3teenhell - there are no witnesses, the manager has said 'it's her word against yours', I'm not sure how they will investigate that. I suppose both will have to write statements?

DH is not in a union, is it possible for him to join one now and be represented if he needs to over the next few weeks? I thought you had to be a union member for a couple of months before they would offer representation?

OP posts:
3teenhell · 01/03/2012 16:28

Hi

If there are no witnesses then yes both will have to make statements.
I would deal with this by looking at both employees and also the fact she has complained about another and probably come to the conclusion she was maybe being over sensitive.

if he is not a union memeber i doubt they would be willing to get involved now, but maybe worth asking the question, as i believe some will.

I think the comfort here is that common sense will prevail.

If there is anything else you need answering let me know.

Have they confirmed that he will be paid while suspended?

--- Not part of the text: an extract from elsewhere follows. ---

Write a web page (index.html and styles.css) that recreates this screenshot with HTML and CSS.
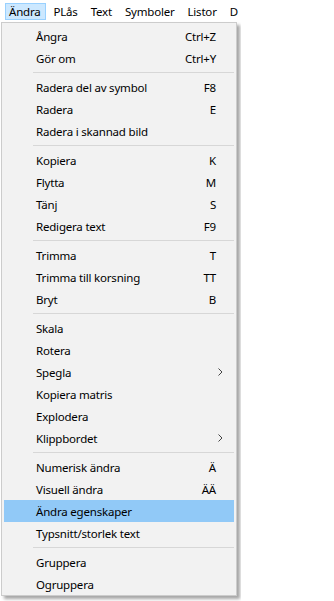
FILE: index.html
```html
<!DOCTYPE html>
<html lang="sv">
<head>
  <meta charset="UTF-8" />
  <title>Ändra</title>
  <link rel="stylesheet" href="styles.css">
</head>
<body>
  <div class="app">
    <nav class="menubar">
      <span class="bar-item active">Ändra</span>
      <span class="bar-item">PLås</span>
      <span class="bar-item">Text</span>
      <span class="bar-item">Symboler</span>
      <span class="bar-item">Listor</span>
      <span class="bar-item">D</span>
    </nav>

    <div class="dropdown">
      <div class="item"><span>Ångra</span><span class="key">Ctrl+Z</span></div>
      <div class="item"><span>Gör om</span><span class="key">Ctrl+Y</span></div>
      <div class="sep"></div>
      <div class="item"><span>Radera del av symbol</span><span class="key">F8</span></div>
      <div class="item"><span>Radera</span><span class="key">E</span></div>
      <div class="item"><span>Radera i skannad bild</span></div>
      <div class="sep"></div>
      <div class="item"><span>Kopiera</span><span class="key">K</span></div>
      <div class="item"><span>Flytta</span><span class="key">M</span></div>
      <div class="item"><span>Tänj</span><span class="key">S</span></div>
      <div class="item"><span>Redigera text</span><span class="key">F9</span></div>
      <div class="sep"></div>
      <div class="item"><span>Trimma</span><span class="key">T</span></div>
      <div class="item"><span>Trimma till korsning</span><span class="key">TT</span></div>
      <div class="item"><span>Bryt</span><span class="key">B</span></div>
      <div class="sep"></div>
      <div class="item"><span>Skala</span></div>
      <div class="item"><span>Rotera</span></div>
      <div class="item sub"><span>Spegla</span>
        <svg class="arrow" width="5" height="8" viewBox="0 0 5 8"><path d="M0.5 0.5 L4 4 L0.5 7.5" fill="none" stroke="#444" stroke-width="1"/></svg>
      </div>
      <div class="item"><span>Kopiera matris</span></div>
      <div class="item"><span>Explodera</span></div>
      <div class="item sub"><span>Klippbordet</span>
        <svg class="arrow" width="5" height="8" viewBox="0 0 5 8"><path d="M0.5 0.5 L4 4 L0.5 7.5" fill="none" stroke="#444" stroke-width="1"/></svg>
      </div>
      <div class="sep"></div>
      <div class="item"><span>Numerisk ändra</span><span class="key">Ä</span></div>
      <div class="item"><span>Visuell ändra</span><span class="key">ÄÄ</span></div>
      <div class="item selected"><span>Ändra egenskaper</span></div>
      <div class="item"><span>Typsnitt/storlek text</span></div>
      <div class="sep"></div>
      <div class="item"><span>Gruppera</span></div>
      <div class="item"><span>Ogruppera</span></div>
    </div>
  </div>
</body>
</html>
```

FILE: styles.css
```css
body {
  margin: 0;
  background: #ffffff;
  font-family: 'Noto Sans', 'Open Sans', sans-serif;
  font-size: 11.5px;
  letter-spacing: -0.2px;
  color: #000;
}

.app {
  width: 241px;
  overflow: hidden;
  height: 601px;
}

.menubar {
  display: flex;
  height: 22px;
  align-items: center;
  padding-left: 5px;
  white-space: nowrap;
  background: #fff;
}
.bar-item {
  padding: 0 4px 0 3px;
  margin-right: 4px;
  height: 17px;
  line-height: 16px;
  border: 1px solid transparent;
  box-sizing: border-box;
}
.bar-item.active {
  background: #cce8ff;
  border-color: #99d1ff;
}

.dropdown {
  width: 234px;
  background: #f2f2f2;
  border: 1px solid #cccccc;
  padding: 2px 0 0 0;
  margin-left: 1px;
  box-shadow: 3px 3px 3px rgba(0, 0, 0, 0.35);
}

.item {
  display: flex;
  justify-content: space-between;
  align-items: center;
  height: 22px;
  margin: 0 2px;
  padding: 0 18px 0 32px;
}
.item.selected {
  background: #91c9f7;
}
.item.sub {
  padding-right: 11px;
}
.arrow {
  display: block;
}

.sep {
  height: 1px;
  background: #d7d7d7;
  margin: 3px 2px 3px 31px;
}
```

lostsocks · 01/03/2012 17:03

Thanks for your help, yes he now knows that he is suspended on full pay, the waiting will be the worst bit. If he is allowed to return to his role, he's going to be very nervous about reprimanding staff members on his shift in case someone just makes an allegation like this again, I can't believe someone would make up such an awful lie which has such consequences on a whole family! Well, I can believe it, worse things happen, but we've had such a run of bad luck lately and we were so happy this morning talking about the baby and preparations and it feels like there's a big cloud of doom over our heads now. I had planned to go and pick up DH's 30th birthday present this afternoon (he's 30 on saturday) but have cancelled it, I'm not paying for it now just in case.

OP posts:
3teenhell · 01/03/2012 19:51

Its really tough and he should be able reprimand as its part of his role.